U.S. Bankruptcy Judge Appoints Mediator in San Bernardino's Chapter 9 Case

LOS ANGELES — The judge in the San Bernardino Chapter 9 bankruptcy case will appoint a Nevada judge as mediator.

U.S. Bankruptcy Judge Meredith Jury will issue an order on Aug. 12 explaining what issues Gregg Zive, a veteran federal bankruptcy judge, will tackle.

The city and its creditors agreed on Zive as a mediator although Paul Glassman, the attorney for San Bernardino, argued in court papers that no one should be appointed until a decision has been made regarding the city's eligibility to be in bankruptcy.

In June, Jury set an Aug. 28 hearing for summary judgment on eligibility.

San Bernardino's attorneys filed papers two weeks ago seeking summary judgment that would allow it to file for protection over the objections of the state's pension fund and a city employee union.

The California Public Employees' Retirement System and the San Bernardino Public Employees Association have come out in opposition. The pension fund and employee unions have until Friday to file papers in opposition to the city's eligibility to be in bankruptcy.

Ambac Assurance Co., Erste Europäische Pfandbrief-und Kommunalkreditbank AG and Wells Fargo NA filed a joint document the following week in support of the city's eligibility for bankruptcy.
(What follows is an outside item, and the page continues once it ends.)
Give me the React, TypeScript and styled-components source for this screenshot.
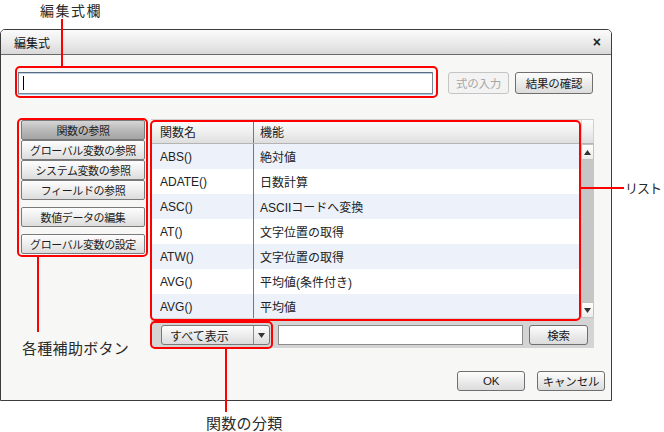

The trio — referring to themselves as the POB (Pension Obligation Bond) creditors — urged the court in a filing to grant summary judgment in favor of the city on Chapter 9 eligibility; overrule in their entirety the objections to eligibility filed by the SBPEA, CalPERS, and other creditors; and enter an order of relief.

The so-called POB creditors are interested parties because of their roles with respect to the city's issuance of $50.4 million in taxable pension obligation bonds to refund the city's obligations to CalPERS relating to municipal employees' pension benefits.

San Bernardino and Stockton, Calif., which both filed bankruptcy last summer, are the first cities to test a state law strongly encouraging municipalities to enter mediation with creditors before they file bankruptcy.

Stockton, which entered mediation prior to filing, was deemed eligible to be in bankruptcy earlier this year. Claiming a fiscal emergency, San Bernardino went directly to the bankruptcy court without undergoing mediation.

In both cities, the state's pension fund has been battling with attorneys representing bondholders. CalPERS claims that it cannot be impaired under California law. In Stockton, city leaders have kept up on pension fund payments, which means a larger haircut for bondholders. In San Bernardino, the city has missed approximately $13 million in payments to the pension fund.

Attorneys for the retired employees filed a motion in favor of a mediator, but argued against mediation related to retired employees until the city recognizes a retiree committee.

The retirees' attorneys argued that San Bernardino should have a retirees committee similar to what has been done in the Detroit Chapter 9 bankruptcy case.

But San Bernardino's City Attorney James Penman argued in court papers that the Southern California city can't afford the cost.

Detroit "has proposed dramatic reductions to retiree health care benefits and an official retiree committee may make sense for Detroit," Penman said. "Unlike the City of Detroit, San Bernardino has not proposed any such cuts to the health care benefits of its retirees."

With revenues of $1.2 billion, Penman argued, Detroit may be able to afford incurring the cost of an official retiree committee, but San Bernardino, with about 200,000 residents, does not have that kind of financial resources.